Look at images of earth from space — or from, say, the 54th floor observation deck of the Mori Tower in Tokyo at night — and the extent of the human footprint shines back. Over the last generations, evidence shows we have become the dominant species, altering — usually for the worse — the planet’s vegetation, covering swaths of the planet with megacities that swallow cropland, and harvesting the biosphere to the extent that some scientists now ask if our ravenous economies risk an ecological “overshoot.”
The overwhelming extent of human intervention in the planet’s processes has led some scientists to argue that our era warrants a new geological label: the Anthropocene (anthropo- for human and –cene for new). The term has not been officially recognized by geological societies and there are disputes about when it may have begun, with opinions ranging from 200 years ago, with the ushering in of the industrial age, to as far back as 8,000 years ago, when carbon emissions began to rise with the development of farming.
But the Anthropocene is an effective cultural term to describe an end to the distinction between man and nature. That blurring of lines worries many people who argue, as Alberta conservationist Harvey Locke does in this issue, that it leads to a hubristic notion that man can manage the planet.
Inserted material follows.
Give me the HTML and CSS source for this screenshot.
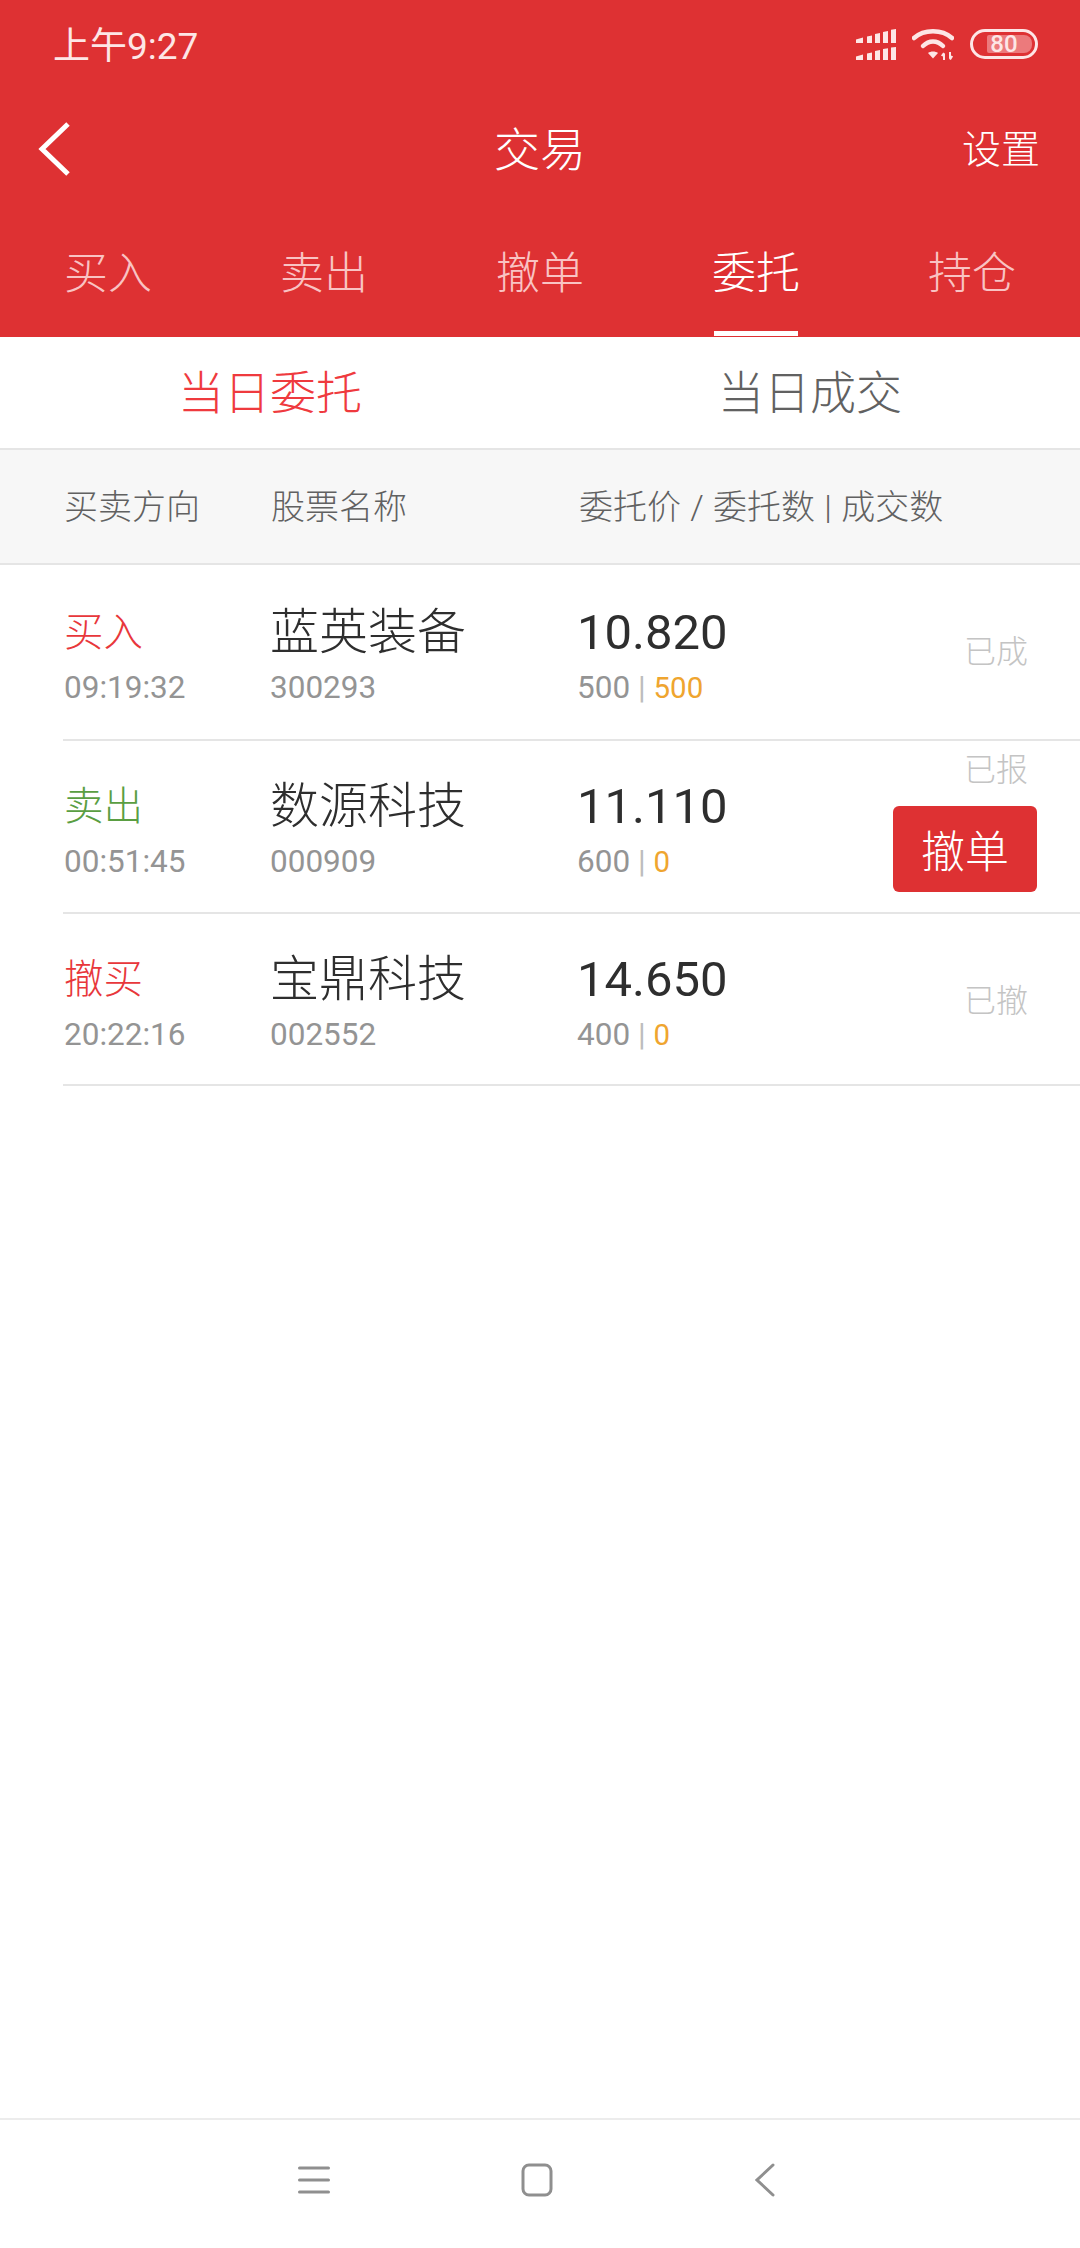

The underlying science of the damage we are doing to the biosphere that sustains us is a fact, they say, one that can’t be fixed by soothing arguments that man can fix nature.
But others see opportunities in coming to grips with humanity’s force. By embracing the concept of the Anthropocene, they argue, the earth will be what we make of it. This is where it gets interesting. It shifts the conversation from whether there are biophysical and environmental limits to human life, to one in which humans are resilient, adaptable, and capable of guiding our economy and energy use toward a system that can sustain 9 billion of us — without wrecking the earth’s life support system.
Managing our way out of trouble is, admittedly, a more hopeful outlook. Unfortunately, our generation will not be here to see who’s right. As Vaclav Smil, the distinguished scientist at the University of Manitoba, warns, we should not rush to judge whether we are in a new man-made geological era. “Would not it be prudent,” he asks in Harvesting the Biosphere: What We Have Taken from Nature, “to wait at least another 10,000 years before we make more solidly founded judgments about the adaptability and hence longevity of human civilizations?”